The special makeup effects were handled by Greg Cannom, who did such an effective job that he was tapped to handle prosthetic effects on The Lost Boys. It was his design work on the vampire contact lenses in particular that lead to his work on The Lost Boys, but he intentionally designed a different look not wanting to be repetitive. Though Cannom has an extensive list of credits and won an Oscar for Best Achievement in Makeup on The Curious Case of Benjamin Button, Cannom is a vampire expert. He was also the special makeup creator for two of the vampiric characters in Fright Night Part 2, worked on special makeup effects for Subspecies, and earned an Academy Award nomination for Best Makeup for his work on Bram Stoker’s Dracula.

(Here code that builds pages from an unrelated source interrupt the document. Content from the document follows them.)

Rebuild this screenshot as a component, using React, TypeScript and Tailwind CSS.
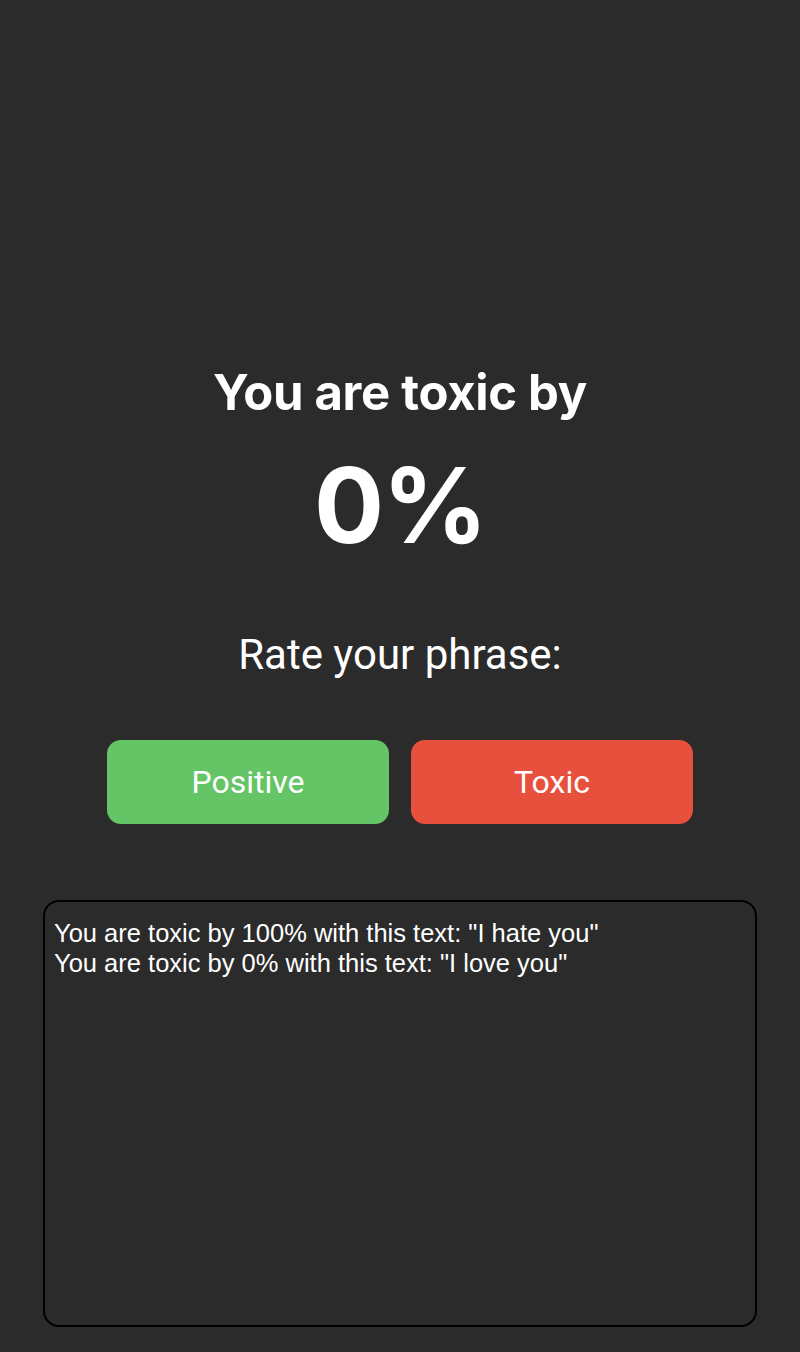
const history = `You are toxic by 100% with this text: "I hate you"
You are toxic by 0% with this text: "I love you"`;

const App = () => {
  return (
    <div className="min-h-[1352px] w-full bg-[#2b2b2b] flex flex-col items-center text-white">
      {/* Score */}
      <h1 className="mt-[364px] text-[49px] leading-[58px] font-bold tracking-[-0.3px] font-['Inter',sans-serif]">
        You are toxic by
      </h1>
      <div className="mt-[28px] text-[104px] leading-[110px] font-bold tracking-[-2px] font-['Inter',sans-serif]">
        0%
      </div>

      {/* Rating */}
      <p className="mt-[70px] text-[42px] leading-[50px] font-['Roboto',sans-serif]">
        Rate your phrase:
      </p>
      <div className="mt-[60px] flex gap-[22px]">
        <button className="w-[282px] h-[84px] rounded-[14px] bg-[#64c466] text-[32px] font-['Roboto',sans-serif] text-white">
          Positive
        </button>
        <button className="w-[282px] h-[84px] rounded-[14px] bg-[#e8503e] text-[32px] font-['Roboto',sans-serif] text-white">
          Toxic
        </button>
      </div>

      {/* History */}
      <textarea
        readOnly
        defaultValue={history}
        className="mt-[76px] w-[714px] h-[427px] resize-none rounded-[16px] border-2 border-black bg-[#2b2b2b] px-[9px] pt-[16px] text-[25.5px] leading-[30px] text-white font-['Liberation_Sans',Arial,sans-serif] outline-none"
      />
    </div>
  );
};

export default App;
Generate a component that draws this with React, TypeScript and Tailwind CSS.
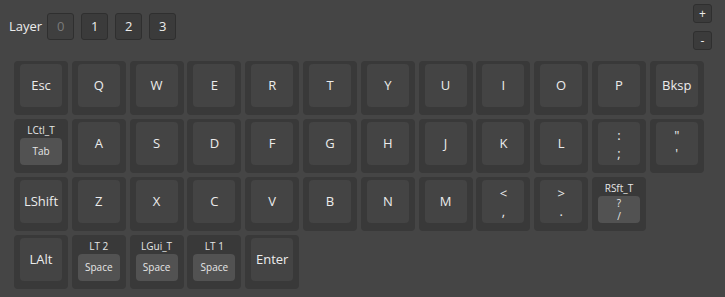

Glimpses of Cannom’s future Academy Award distinguished work can be scene in the film’s big bad, Grace Jones’ Katrina. Katrina is mesmerizing thanks to Jones’ force of nature personality (watch the making of feature on Arrow Films’ Blu-ray release for some insane stories about Jones behind the scenes). Katrina doesn’t even speak a single line in the entire film, and yet she’s one of the decades most compelling villains. It’s when Katrina goes on the attack that Cannom subtly transforms her from alluring eccentric to full-blown beast, her nose more aligned with a bat to complement her large double fangs.

Vamp is an underseen horror comedy that definitely looks and feels of its time. But the vampires are well done, and Jones is an amazing villain. Moreover, the chemistry between Makepeace and Rusler is great, and the twists their friendship takes in the film gives a little more depth. Some aspects of Vamp may be aged, but its sense of fun remains timeless.